Of course, at this point, I woke up. But not without folding my neck over and keeping a hand over it, still uneasy about both parts of the dream.

But I dunno, maybe this is my brain sending me subliminal messages about how much my mother hates me? Or how much I need her?




I don't know. I'm confused. And alone.


But I know I have God...but I know that I'm not exactly on his good side either. But I know that he has forgiven me and he will continue to do so.






But what what do you do when you yourself are disgusted and hate yourself and think you don't deserve even a quarter portion of forgiveness from those who will be so kind as to willingly forgive you? What if you realize that you believe you don't even deserve their love and forgiveness?

And I don't. I really don't. That's why I hate myself even more.


GAHHHHH.



But then, what was the point of this entry? Kapayapaan. Peace.

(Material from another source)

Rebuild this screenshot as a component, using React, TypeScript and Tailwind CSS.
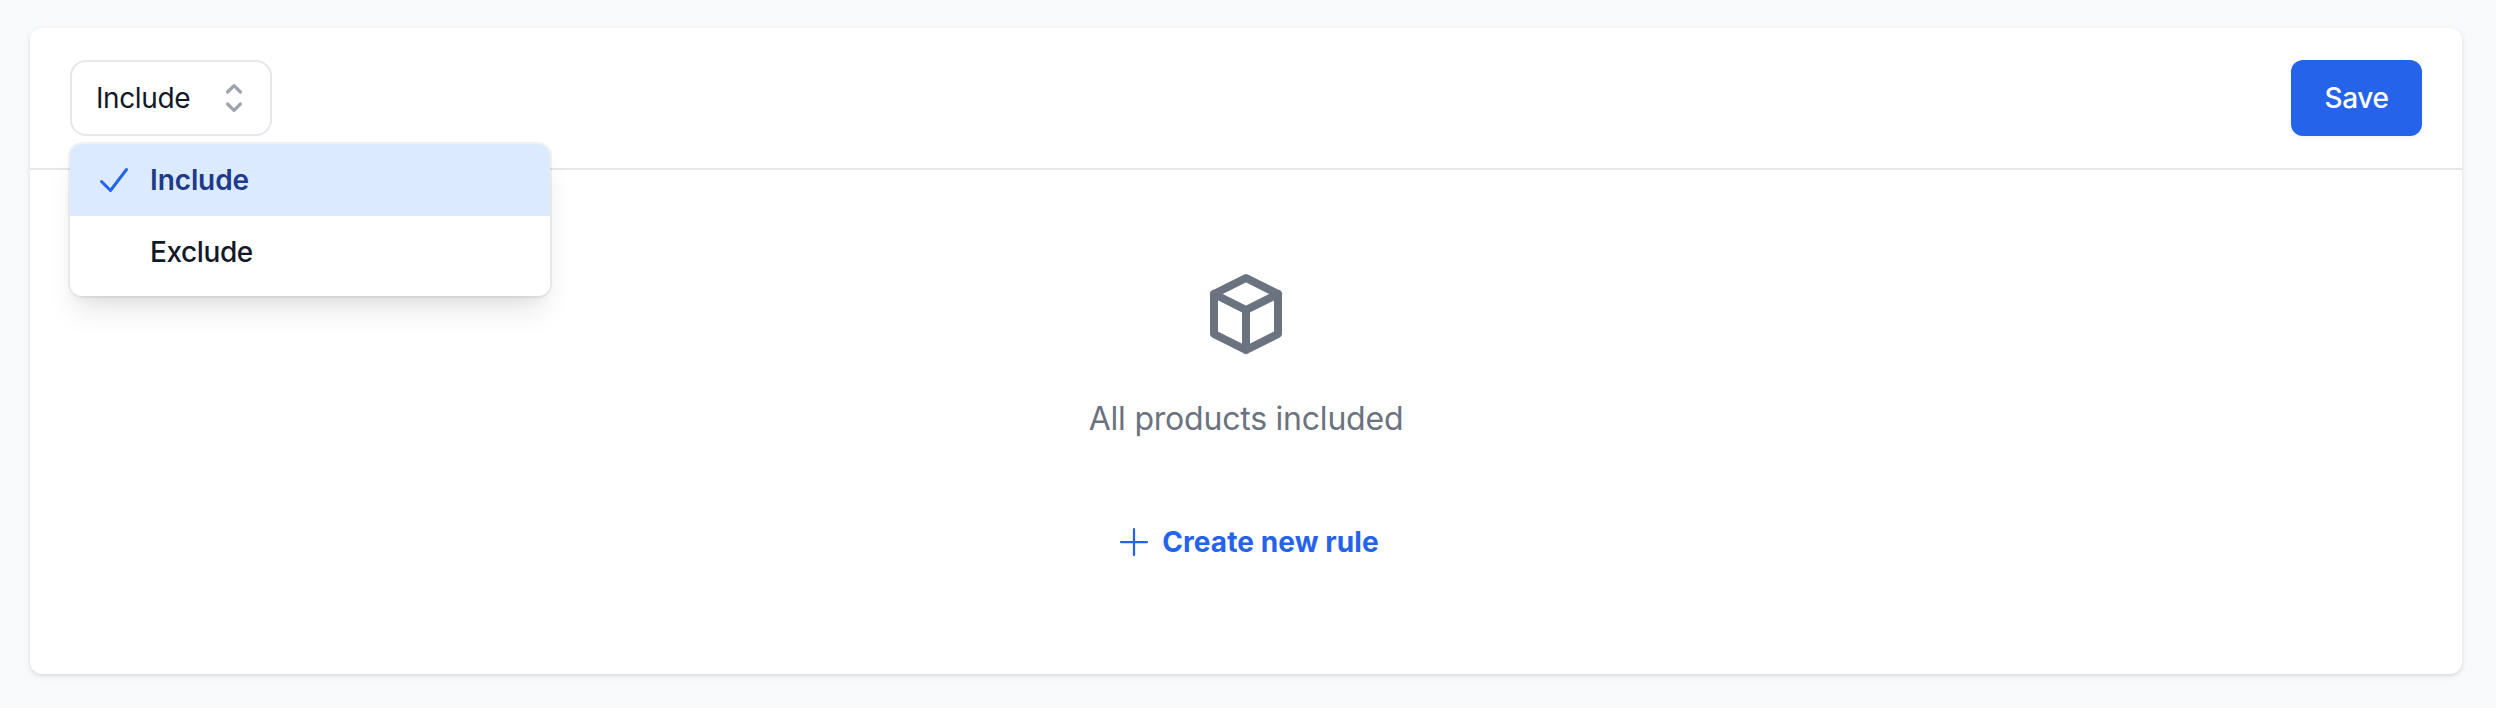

When we had the mass, the priest's homily centered on peace. And it was like God meant for that sermon to be utterly for me. I couldn't help crying during the mass.

I hate crying in public.

The priest said that peace is not merely the absence of war (I'd think that of course he was talking about peace in the elections and in our country too...) but it meant peace with ourselves too.

And as you can see, I have this deep inner turmoil within.

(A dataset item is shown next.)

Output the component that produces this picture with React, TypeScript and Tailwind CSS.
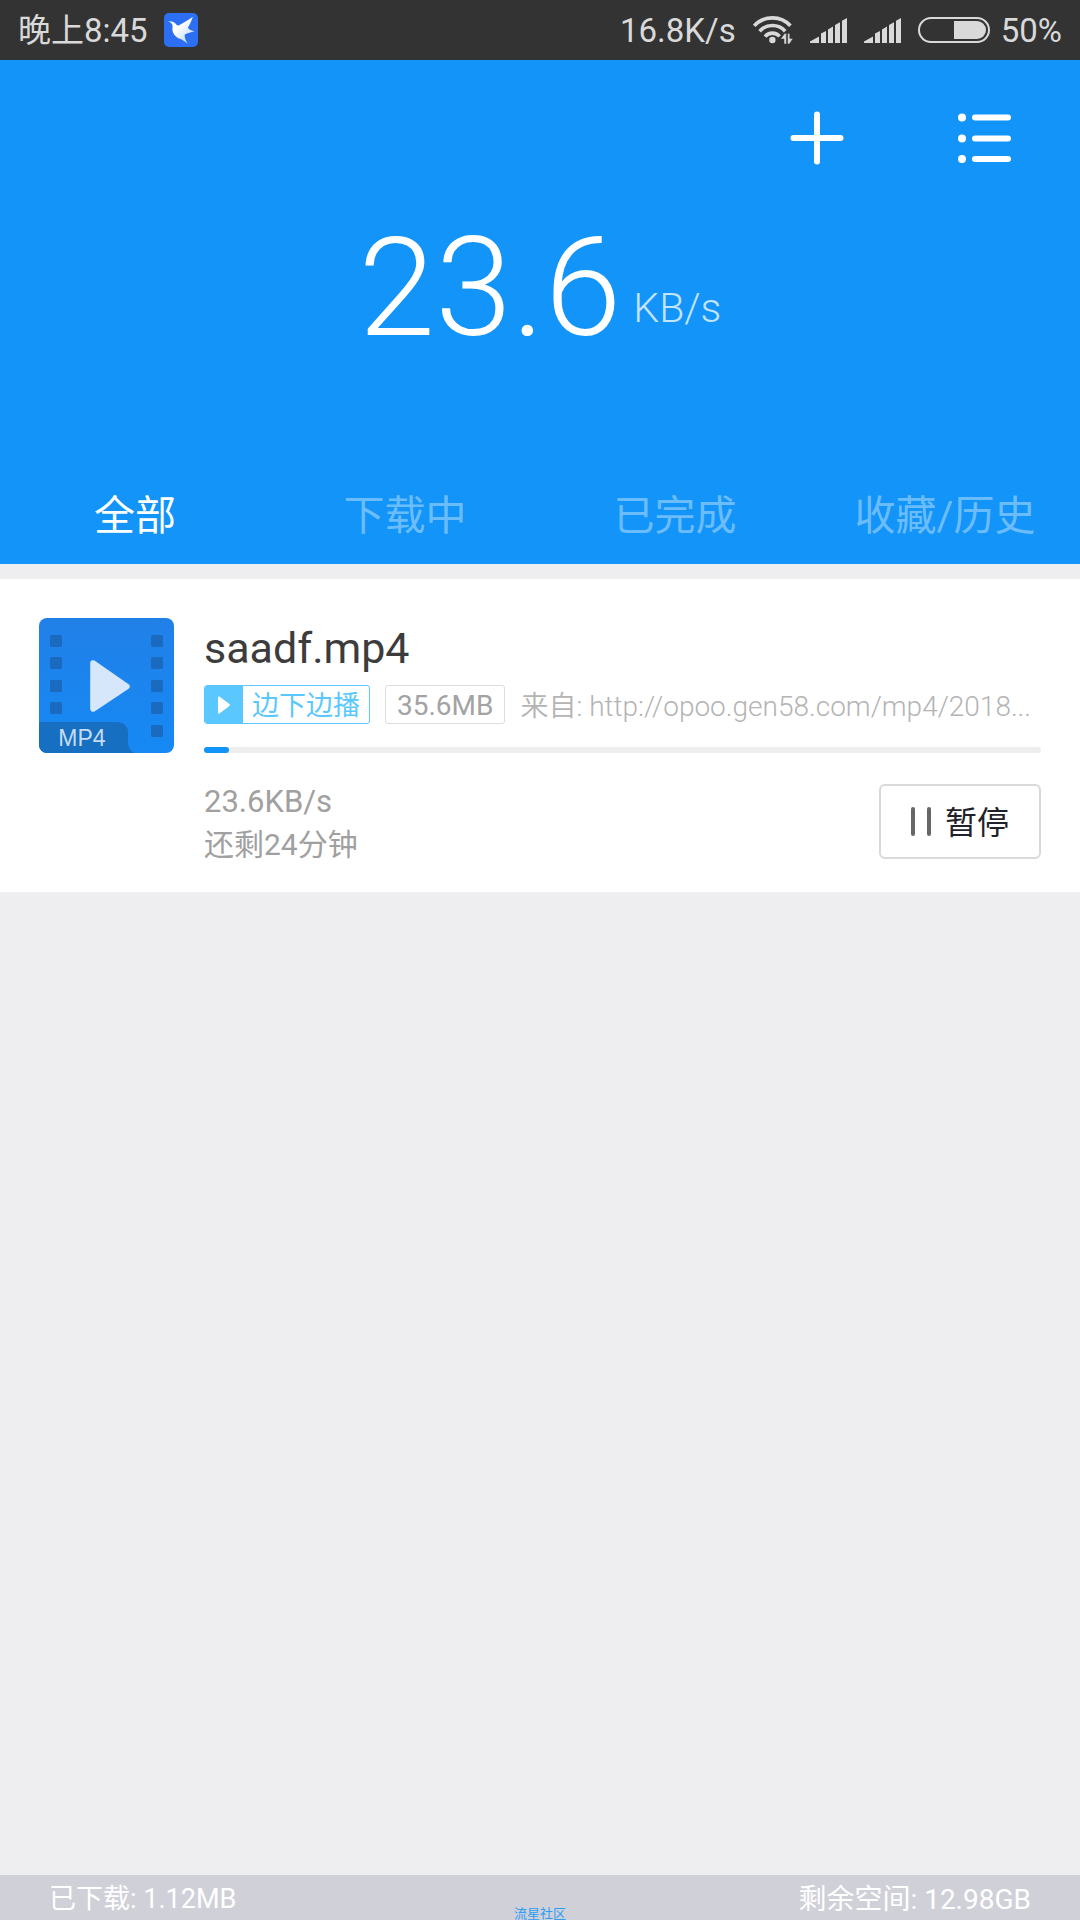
import React from "react";

const tabs = ["全部", "下载中", "已完成", "收藏/历史"];

function BirdIcon() {
  return (
    <svg viewBox="0 0 34 34" className="size-[34px]" aria-hidden="true">
      <defs>
        <linearGradient id="bird" x1="0" y1="0" x2="1" y2="1">
          <stop offset="0.4" stopColor="#ffffff" />
          <stop offset="1" stopColor="#a9cdf8" />
        </linearGradient>
      </defs>
      <rect width="34" height="34" rx="5" fill="#2c6ff2" />
      <path
        d="M4 8.2 L6.6 8.6 C8 8.2 10 9 11.5 10.5 C12.6 12 13.6 12.8 15 12.2 C19 10.5 24 7 28.8 3.8 C27.6 8 25.6 12 24 14.6 C24.6 16.2 26.4 17.6 30.6 18.2 C26.8 19.2 23.6 20.2 20.8 21.4 C20.2 24.4 21.6 27.4 24 31 C21 28.6 18.6 26.8 16.6 26 C11.8 24.4 8.6 20.6 8.4 16.4 C8.4 14.6 8.8 13.2 8.4 12 C7.8 10.2 6.4 9 4 8.2 Z"
        fill="url(#bird)"
      />
    </svg>
  );
}

function WifiIcon() {
  return (
    <svg viewBox="0 0 40 30" className="h-[30px] w-10" fill="none" stroke="#d9d9d9" strokeWidth="3.6" aria-hidden="true">
      <path d="M1.2 10.8 C11 0.2 28 0.2 37.4 10.8" />
      <path d="M6.6 16.2 C13.4 8.6 25.4 8.6 32.2 16.2" />
      <path d="M12 21.6 C16 17 22.8 17 26.6 21.4" />
      <circle cx="19.4" cy="25" r="3.2" fill="#d9d9d9" stroke="none" />
      <path d="M27.6 24 L31.6 18.4 H33.4 V29 H31 V24 Z M34.6 18.4 H36.8 V23.4 H40 L36.4 29 H34.6 Z" fill="#d9d9d9" stroke="#333333" strokeWidth="0.5" />
    </svg>
  );
}

function SignalIcon() {
  return (
    <svg viewBox="0 0 37 25" className="h-[25px] w-[37px]" fill="#d9d9d9" aria-hidden="true">
      <path d="M0 25 V23.6 L9 18.4 V25 Z" />
      <path d="M11 25 V15.6 L16 13 V25 Z" />
      <path d="M18 25 V11.4 L23 8.6 V25 Z" />
      <path d="M25 25 V7 L30 4.2 V25 Z" />
      <path d="M32 25 V2.8 L37 0 V25 Z" />
    </svg>
  );
}

function BatteryIcon() {
  return (
    <svg viewBox="0 0 72 26" className="h-[26px] w-[72px]" aria-hidden="true">
      <rect x="1" y="1" width="70" height="24" rx="12" fill="none" stroke="#d9d9d9" strokeWidth="2" />
      <path d="M36 4 H59 A9 9 0 0 1 59 22 H36 Z" fill="#d9d9d9" />
    </svg>
  );
}

function VideoIcon() {
  return (
    <svg viewBox="0 0 135 135" className="size-[135px] shrink-0" role="img" aria-label="MP4">
      <defs>
        <linearGradient id="tile" x1="0" y1="0" x2="0" y2="1">
          <stop offset="0" stopColor="#2180e8" />
          <stop offset="1" stopColor="#1689f4" />
        </linearGradient>
        <clipPath id="tileClip">
          <rect width="135" height="135" rx="8" />
        </clipPath>
      </defs>
      <g clipPath="url(#tileClip)">
        <rect width="135" height="135" fill="url(#tile)" />
        {[17, 39, 62, 84].map((y) => (
          <rect key={y} x="11" y={y} width="12" height="12" rx="1.5" fill="#1a6bbf" />
        ))}
        {[17, 39, 62, 84, 107].map((y) => (
          <rect key={y} x="112" y={y} width="12" height="12" rx="1.5" fill="#1a6bbf" />
        ))}
        <path d="M55.5 42.6 L89.6 66.2 Q92.2 68.5 89.6 70.8 L55.5 93.4 Q51.6 95 51.2 91 V45 Q51.6 41 55.5 42.6 Z" fill="#d6e7fc" />
        <path d="M0 104 H79 Q89 105 89 115 V124 Q89 133 96 135 H0 Z" fill="#176fc1" />
        <text x="43" y="128" textAnchor="middle" fontSize="23" fill="#c5dcf4" fontFamily="Liberation Sans, sans-serif">
          MP4
        </text>
      </g>
    </svg>
  );
}

export default function App() {
  return (
    <div className="flex min-h-screen flex-col bg-[#eeeef0] font-['Roboto','Noto_Sans_CJK_SC',sans-serif] font-normal">
      <div className="flex h-[60px] items-center justify-between bg-[#333333] px-[18px] text-[33px] text-[#d9d9d9]">
        <div className="flex items-center gap-4">
          <span className="pt-[2px]">晚上8:45</span>
          <BirdIcon />
        </div>
        <div className="flex items-center gap-[17px]">
          <span className="pt-[2px]">16.8K/s</span>
          <WifiIcon />
          <SignalIcon />
          <SignalIcon />
          <div className="flex items-center gap-[11px]">
            <BatteryIcon />
            <span className="pt-[2px]">50%</span>
          </div>
        </div>
      </div>

      <header className="bg-[#1294f8] text-white">
        <div className="flex justify-end gap-[114px] pt-[51px] pr-[68px]">
          <button type="button" aria-label="新建">
            <svg viewBox="0 0 54 54" className="size-[54px]" stroke="#fff" strokeWidth="6" strokeLinecap="round">
              <path d="M27 3.5 V50.5 M3.5 27 H50.5" />
            </svg>
          </button>
          <button type="button" aria-label="列表">
            <svg viewBox="0 0 54 54" className="size-[54px]" stroke="#fff" strokeWidth="6" strokeLinecap="round">
              <path d="M17 6.5 H50 M17 27.5 H50 M17 48 H50" />
              <path d="M4 6.5 h.01 M4 27.5 h.01 M4 48 h.01" strokeWidth="8" />
            </svg>
          </button>
        </div>
        <div className="flex h-[230px] items-center justify-center gap-3 pt-4">
          <span className="text-[138px] leading-none font-light">23.6</span>
          <span className="pt-10 text-[41px] leading-none font-light text-white/75">KB/s</span>
        </div>
        <nav className="mt-[69px] grid h-[100px] grid-cols-4" role="tablist">
          {tabs.map((tab, i) => (
            <button
              key={tab}
              type="button"
              role="tab"
              aria-selected={i === 0}
              className={
                i === 0
                  ? "pt-[5px] text-[41px] whitespace-nowrap text-white"
                  : "pt-[5px] text-[41px] whitespace-nowrap text-white/40"
              }
            >
              {tab}
            </button>
          ))}
        </nav>
      </header>

      <main className="flex-1 pt-[15px]">
        <article className="flex gap-[30px] bg-white px-[39px] pt-[39px] pb-[26px]">
          <VideoIcon />
          <div className="min-w-0 flex-1">
            <h2 className="h-[67px] text-[43px] leading-[60px] text-[#3c3c3c]">saadf.mp4</h2>
            <div className="flex h-[39px] items-center">
              <button
                type="button"
                className="flex h-[39px] shrink-0 items-center overflow-hidden rounded-[3px] border border-[#5ac8fe] bg-white text-[27px] leading-none whitespace-nowrap text-[#5ac8fe]"
              >
                <span className="flex h-[39px] w-[38px] items-center justify-center bg-[#5ac8fe]">
                  <svg viewBox="0 0 12 18" className="h-[18px] w-3" fill="#fff" aria-hidden="true">
                    <path d="M0 1 Q0.4 0 1.4 0.6 L11.4 8 Q12.4 9 11.4 10 L1.4 17.4 Q0.4 18 0 17 Z" />
                  </svg>
                </span>
                <span className="px-[9px] pt-1">边下边播</span>
              </button>
              <span className="ml-[15px] flex h-[39px] shrink-0 items-center rounded-[3px] border border-[#dddddd] px-[11px] pt-[3px] text-[28px] leading-none text-[#a3a3a3]">
                35.6MB
              </span>
              <span className="ml-[15px] pt-[3px] text-[28px] leading-[39px] font-[350] whitespace-nowrap text-[#b4b4b4]">
                来自: http://opoo.gen58.com/mp4/2018...
              </span>
            </div>
            <div
              role="progressbar"
              aria-label="下载进度"
              aria-valuenow={3}
              aria-valuemin={0}
              aria-valuemax={100}
              className="mt-[23px] h-[6px] rounded-full bg-[#eeeeee]"
            >
              <div className="h-full w-[3%] rounded-full bg-[#1294f8]" />
            </div>
            <div className="mt-[25px] flex items-start justify-between">
              <div className="pt-[2px] text-[31px] leading-[43px] text-[#a0a0a0]">
                <p>23.6KB/s</p>
                <p className="text-[30px]">还剩24分钟</p>
              </div>
              <button
                type="button"
                className="mt-[6px] flex h-[75px] w-[162px] items-center justify-center gap-[14px] rounded-md border-2 border-[#d9d9d9] bg-white text-[32px] text-[#1f2329]"
              >
                <svg viewBox="0 0 20 29" className="h-[29px] w-5" fill="#666666" aria-hidden="true">
                  <rect width="4" height="29" rx="2" />
                  <rect x="16" width="4" height="29" rx="2" />
                </svg>
                <span className="pt-[2px]">暂停</span>
              </button>
            </div>
          </div>
        </article>
      </main>

      <footer className="relative flex h-[45px] items-center justify-between bg-[#d0d0d9] px-[49px] pt-1 text-[27px] text-white">
        <span>已下载: 1.12MB</span>
        <span className="text-[28px]">剩余空间: 12.98GB</span>
        <span className="absolute inset-x-0 bottom-0 text-center text-[13px] leading-[12px] text-[#2f9cf4]">
          流星社区
        </span>
      </footer>
    </div>
  );
}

Then he said, we must remember that we weren't made out of evil, out of darkness and Satan. We were made by God, from a part of him and are destined to become a part of him.

We are made out of light.

Then he also said that we can't have peace unless we have peace with other people. And you know I have none of that with my mother.

Lastly, as I remembered, he said whenever we give peace to others, it isn't our own peace we're giving. It is the peace of God we're offering to others.


Is this a message from God?


I don't know too.

But I'm hoping it is. and half-hoping it is not because I still can't find it in my heart to forgive and love myself and in turn give forgiveness and love to others.

See, the point is...

I hate me.

I hate myself. But I would give anything to love myself again.